Pierre Puvis de Chavannes (Lione, 1824 – Parigi, 1898) invece si specializzò nella pittura murale, grandi composizioni di contenuto simbolico dei temi dell’antichità che decoravano edifici pubblici e musei, e ne divenne il principale esponente francese della fine del XIX secolo. Sviluppò uno stile caratterizzato da forme semplificate, una linea ritmica e colorazione pallida, piatta, simile all’affresco. Tra le altre gli furono commissionate grandi opere per l’università Sorbona (1887–89) e il municipio Hôtel de Ville (completato nel 1893) e prima ancora per il Panthéon a Parigi, lavoro questo dal successo critico immediato completato dai suoi studenti dopo la sua morte. I pannelli de La vita pastorale di Saint Geneviève (1874-1878 circa, ciclo poi ultimato nel 1893-1898) installati nell’ex chiesa del Pantheon trasformata in edificio civico, presentavano un tripudio di elementi decorativi e una costruzione compositiva alla maniera della pittura rinascimentale che gli procurò i successi incarichi.

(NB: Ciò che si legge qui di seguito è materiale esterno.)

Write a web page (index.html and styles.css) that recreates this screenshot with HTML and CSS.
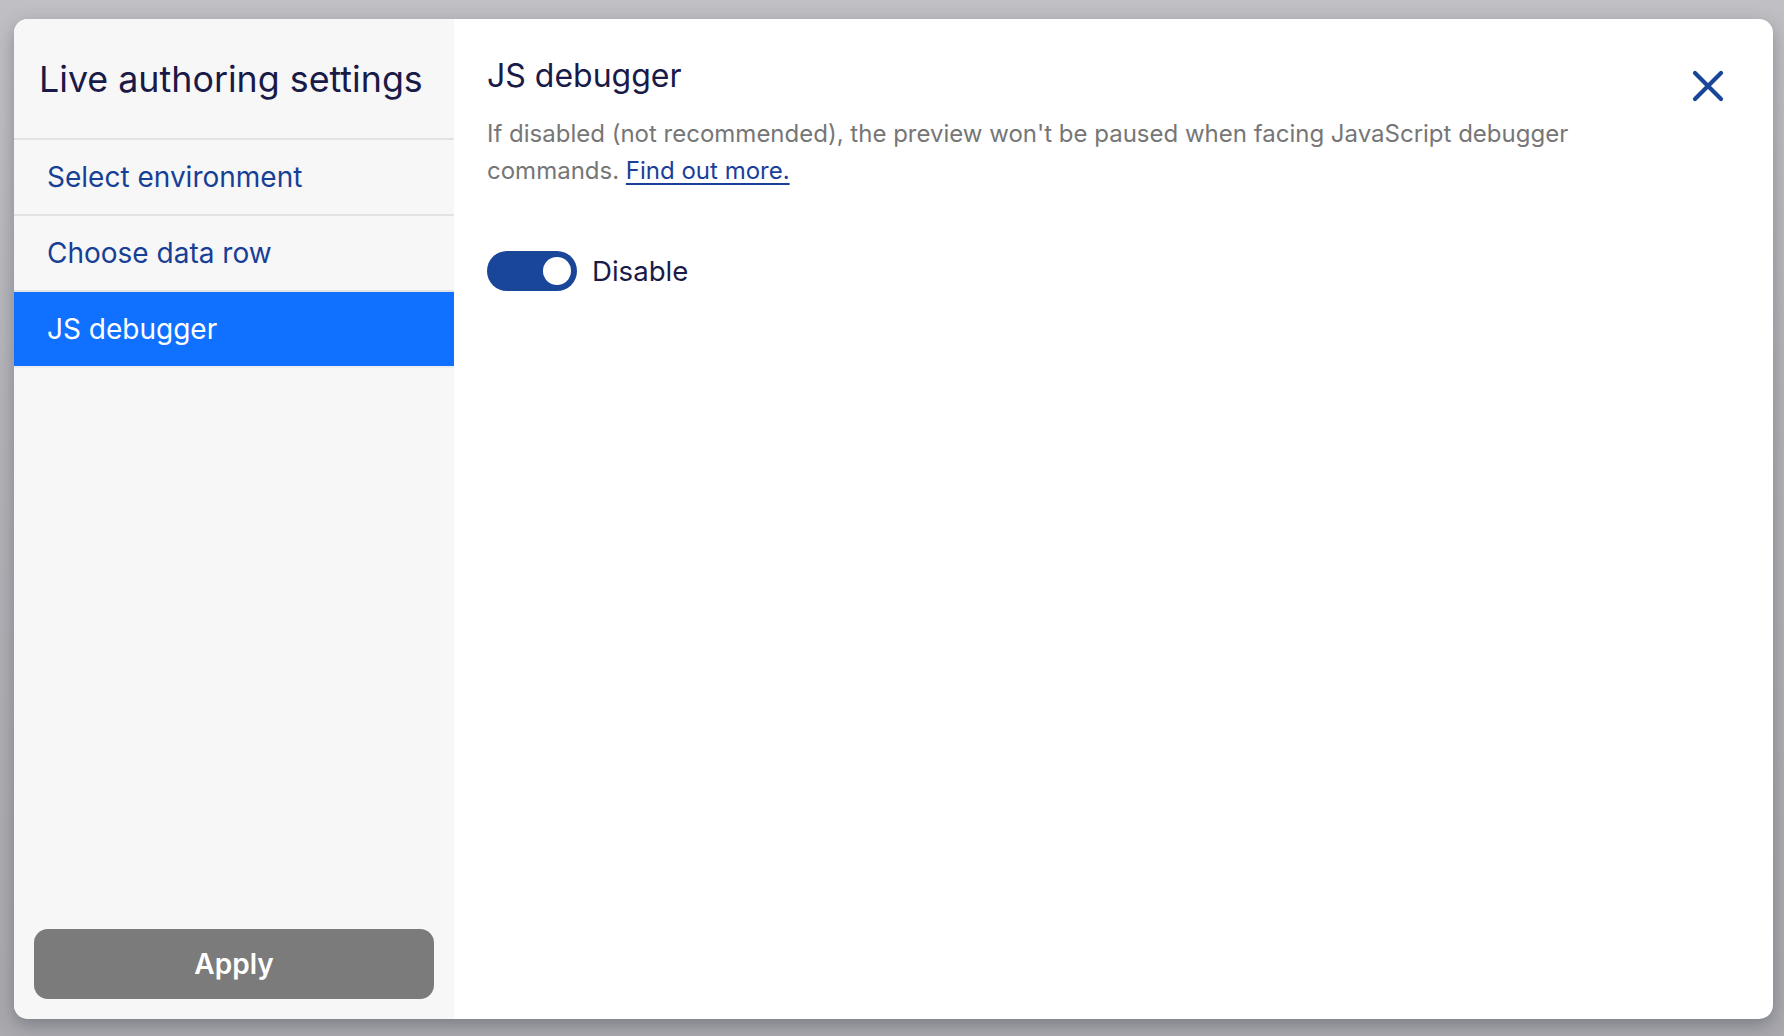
FILE: index.html
```html
<!DOCTYPE html>
<html lang="en">
<head>
  <meta charset="UTF-8">
  <meta name="viewport" content="width=device-width, initial-scale=1">
  <title>Live authoring settings</title>
  <link rel="stylesheet" href="styles.css">
</head>
<body>
  <div class="backdrop">
    <div class="modal">
      <!-- левая колонка с навигацией -->
      <aside class="sidebar">
        <h2 class="sidebar-title">Live authoring settings</h2>
        <nav class="nav">
          <a class="nav-item" href="#">Select environment</a>
          <a class="nav-item" href="#">Choose data row</a>
          <a class="nav-item active" href="#">JS debugger</a>
        </nav>
        <div class="sidebar-footer">
          <button class="apply-btn">Apply</button>
        </div>
      </aside>

      <!-- правая часть: содержимое выбранного пункта -->
      <section class="content">
        <div class="content-head">
          <div class="content-text">
            <h3 class="content-title">JS debugger</h3>
            <p class="content-desc">If disabled (not recommended), the preview won't be paused when facing JavaScript debugger commands. <a href="#">Find out more.</a></p>
          </div>
          <button class="close-btn" aria-label="Close">
            <svg width="32" height="32" viewBox="0 0 32 32">
              <path d="M3 3 L29 29 M29 3 L3 29" stroke="#1a4699" stroke-width="4.2" stroke-linecap="round" fill="none"/>
            </svg>
          </button>
        </div>

        <label class="toggle-row">
          <span class="toggle on"><span class="knob"></span></span>
          <span class="toggle-label">Disable</span>
        </label>
      </section>
    </div>
  </div>
</body>
</html>
```

FILE: styles.css
```css
/* фон — затемнённое приложение под модальным окном */
html, body {
  margin: 0;
  padding: 0;
  width: 100vw;
  height: 100vh;
  font-family: Inter, "Noto Sans", sans-serif;
  overflow: hidden;
}
.backdrop {
  box-sizing: border-box;
  height: 100vh;
  padding: 19px 11px 17px 14px;
  background: linear-gradient(#c0c0c4, #b3b3b8 40%, #a9a9ae);
  display: flex;
}
/* само окно настроек */
.modal {
  flex: 1;
  display: flex;
  border-radius: 14px;
  overflow: hidden;
  background: #fff;
  box-shadow: 0 6px 18px rgba(40, 40, 60, 0.35);
}
/* левая колонка */
.sidebar {
  width: 440px;
  background: #f7f7f7;
  display: flex;
  flex-direction: column;
}
.sidebar-title {
  margin: 0;
  height: 119px;
  display: flex;
  align-items: center;
  padding-left: 25px;
  font-size: 35.8px;
  font-weight: 400;
  color: #1a1a48;
}
.nav {
  display: flex;
  flex-direction: column;
  border-bottom: 2px solid #ededed;
}
.nav-item {
  height: 74px;
  display: flex;
  align-items: center;
  padding-left: 33px;
  border-top: 2px solid #e3e3e3;
  font-size: 28px;
  color: #183f96;
  text-decoration: none;
}
.nav-item.active {
  background: #1070ff;
  color: #fff;
}
.sidebar-footer {
  margin-top: auto;
  padding: 20px;
}
.apply-btn {
  width: 100%;
  height: 70px;
  border: none;
  border-radius: 14px;
  background: #7b7b7b;
  color: #fff;
  font-family: inherit;
  font-size: 28px;
  font-weight: 600;
  cursor: pointer;
}
/* правая часть */
.content {
  flex: 1;
  padding: 38px 49px 0 33px;
}
.content-head {
  display: flex;
  justify-content: space-between;
  gap: 60px;
}
.content-title {
  margin: 0;
  font-size: 32px;
  line-height: 38px;
  font-weight: 400;
  color: #1a1a48;
}
.content-desc {
  margin: 21px 0 0;
  font-size: 24px;
  line-height: 36.5px;
  color: #767676;
}
.content-desc a {
  color: #1a3f99;
  text-decoration: underline;
  text-underline-offset: 4px;
  text-decoration-thickness: 2px;
}
.close-btn {
  flex: none;
  margin-top: 13px;
  padding: 0;
  width: 32px;
  height: 32px;
  border: none;
  background: none;
  cursor: pointer;
}
.toggle-row {
  margin-top: 62px;
  display: flex;
  align-items: center;
  gap: 15px;
  cursor: pointer;
}
.toggle {
  box-sizing: border-box;
  width: 90px;
  height: 40px;
  border-radius: 20px;
  background: #c4c4c4;
  padding: 6px;
  display: flex;
}
.toggle.on {
  background: #1a4699;
  justify-content: flex-end;
}
.knob {
  width: 28px;
  height: 28px;
  border-radius: 50%;
  background: #fff;
}
.toggle-label {
  font-size: 27.6px;
  color: #1a1a48;
}
```
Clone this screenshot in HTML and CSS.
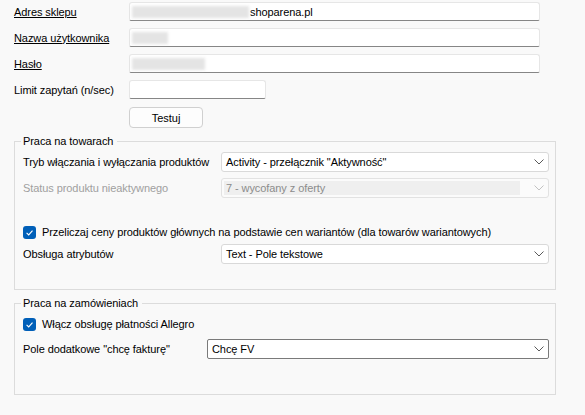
FILE: index.html
```html
<!DOCTYPE html>
<html lang="pl">
<head>
    <meta charset="UTF-8">
    <title>Ustawienia sklepu</title>
    <link rel="stylesheet" href="styles.css">
</head>
<body>
    <form class="settings">
        <div class="account">
            <label class="link">Adres sklepu</label>
            <div class="field"><span class="hidden-value host"></span>shoparena.pl</div>

            <label class="link">Nazwa użytkownika</label>
            <div class="field"><span class="hidden-value user"></span></div>

            <label class="link">Hasło</label>
            <div class="field"><span class="hidden-value pass"></span></div>

            <label>Limit zapytań (n/sec)</label>
            <div class="field short"></div>

            <span></span>
            <button type="button" class="btn">Testuj</button>
        </div>

        <fieldset class="group products">
            <legend>Praca na towarach</legend>

            <div class="row">
                <label>Tryb włączania i wyłączania produktów</label>
                <div class="combo">
                    <span class="value">Activity - przełącznik "Aktywność"</span>
                    <svg class="chevron" width="10" height="6" viewBox="0 0 10 6"><polyline points="0.5,0.5 5,5 9.5,0.5"/></svg>
                </div>
            </div>

            <div class="row">
                <label class="disabled">Status produktu nieaktywnego</label>
                <div class="combo is-disabled">
                    <span class="value">7 - wycofany z oferty</span>
                    <svg class="chevron" width="10" height="6" viewBox="0 0 10 6"><polyline points="0.5,0.5 5,5 9.5,0.5"/></svg>
                </div>
            </div>

            <div class="check gap-top">
                <svg class="box" width="13" height="13" viewBox="0 0 13 13"><rect width="13" height="13" rx="3"/><polyline points="3.6,6.9 5.7,8.9 9.5,4.6"/></svg>
                <span>Przeliczaj ceny produktów głównych na podstawie cen wariantów (dla towarów wariantowych)</span>
            </div>

            <div class="row tight">
                <label>Obsługa atrybutów</label>
                <div class="combo">
                    <span class="value">Text - Pole tekstowe</span>
                    <svg class="chevron" width="10" height="6" viewBox="0 0 10 6"><polyline points="0.5,0.5 5,5 9.5,0.5"/></svg>
                </div>
            </div>
        </fieldset>

        <fieldset class="group orders">
            <legend>Praca na zamówieniach</legend>

            <div class="check">
                <svg class="box" width="13" height="13" viewBox="0 0 13 13"><rect width="13" height="13" rx="3"/><polyline points="3.6,6.9 5.7,8.9 9.5,4.6"/></svg>
                <span>Włącz obsługę płatności Allegro</span>
            </div>

            <div class="row invoice">
                <label>Pole dodatkowe "chcę fakturę"</label>
                <div class="combo focused">
                    <span class="value">Chcę FV</span>
                    <svg class="chevron" width="10" height="6" viewBox="0 0 10 6"><polyline points="0.5,0.5 5,5 9.5,0.5"/></svg>
                </div>
            </div>
        </fieldset>
    </form>
</body>
</html>
```
FILE: styles.css
```css
body {
    margin: 0;
    padding: 2px 0 0 14px;
    background-color: #f9f9f9;
    color: #000;
    font-family: "Liberation Sans", Arial, sans-serif;
    font-size: 11px;
    letter-spacing: -0.08px;
}

.settings {
    width: 542px;
}

/* login block */
.account {
    display: grid;
    grid-template-columns: 115px 411px;
    grid-template-rows: 19px 19px 19px 19px 22px;
    row-gap: 7px;
    align-items: center;
}

.link {
    text-decoration: underline;
}

.field {
    box-sizing: border-box;
    height: 19px;
    display: flex;
    align-items: center;
    padding-left: 2px;
    background-color: #fff;
    border: 1px solid #e6e6e6;
    border-bottom-color: #868686;
    border-radius: 3px 3px 2px 2px;
}

.field.short {
    width: 137px;
}

.hidden-value {
    display: block;
    height: 12px;
    margin-right: 1px;
    background-color: #e4e4e4;
    filter: blur(1.5px);
}

.hidden-value.host { width: 117px; }
.hidden-value.user { width: 36px; }
.hidden-value.pass { width: 73px; }

.btn {
    align-self: end;
    width: 74px;
    height: 21px;
    padding: 0;
    background-color: #fdfdfd;
    border: 1px solid #d0d0d0;
    border-radius: 4px;
    font: inherit;
    color: #000;
}

/* group boxes */
.group {
    box-sizing: border-box;
    width: 542px;
    min-width: 0;
    margin: 6px 0 0;
    border: 1px solid #dcdcdc;
    padding: 4px 6px 25px 8px;
}

.group legend {
    height: 14px;
    line-height: 14px;
    padding: 0 4px 0 2px;
    margin-left: -2px;
}

.row {
    display: grid;
    grid-template-columns: 198px 1fr;
    align-items: center;
    height: 20px;
    margin-bottom: 6px;
}

.row.tight {
    margin-bottom: 0;
}

.disabled {
    color: #a0a0a0;
}

.combo {
    box-sizing: border-box;
    height: 20px;
    display: flex;
    align-items: center;
    justify-content: space-between;
    padding: 0 4px 0 4px;
    background-color: #fff;
    border: 1px solid #d9d9d9;
    border-radius: 3px;
}

.combo .chevron {
    flex: none;
    fill: none;
    stroke: #5a5a5a;
    stroke-width: 1;
}

.combo.is-disabled {
    padding: 2px 4px 2px 2px;
    background-color: #fbfbfb;
    border-color: #e2e2e2;
}

.combo.is-disabled .value {
    flex: 1;
    align-self: stretch;
    display: flex;
    align-items: center;
    padding-left: 2px;
    margin-right: 14px;
    background-color: #efefef;
    color: #8c8c8c;
}

.combo.is-disabled .chevron {
    stroke: #c2c2c2;
}

.combo.focused {
    border-color: #7a7a7a;
    border-radius: 2px;
}

.check {
    display: flex;
    align-items: center;
    gap: 6px;
    height: 16px;
    margin-bottom: 4px;
}

/* collapses with the row margin above it */
.check.gap-top {
    margin-top: 26px;
}

.check .box rect {
    fill: #005fb8;
}

.check .box polyline {
    fill: none;
    stroke: #fff;
    stroke-width: 1.1;
}

/* orders group */
.orders {
    padding-top: 6px;
    padding-bottom: 35px;
}

.orders .check {
    margin-bottom: 7px;
}

.row.invoice {
    grid-template-columns: 184px 1fr;
    margin-bottom: 0;
}
```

Puvis fu anche tra i fondatori e il primo presidente della Société Nationale des Beaux-Arts e sostenne una generazione di artisti più giovani e radicali che condividevano il suo desiderio di sfuggire alle realtà della società moderna e industrializzata attraverso i sogni, il simbolismo esoterico o la mitologia. Oltre ai cicli murali, realizzò ed espose regolarmente ai Saloni di Parigi dal 1860 in poi. L’olio su tela Il sogno del 1883 è rappresentativa della sua poetica simbolista.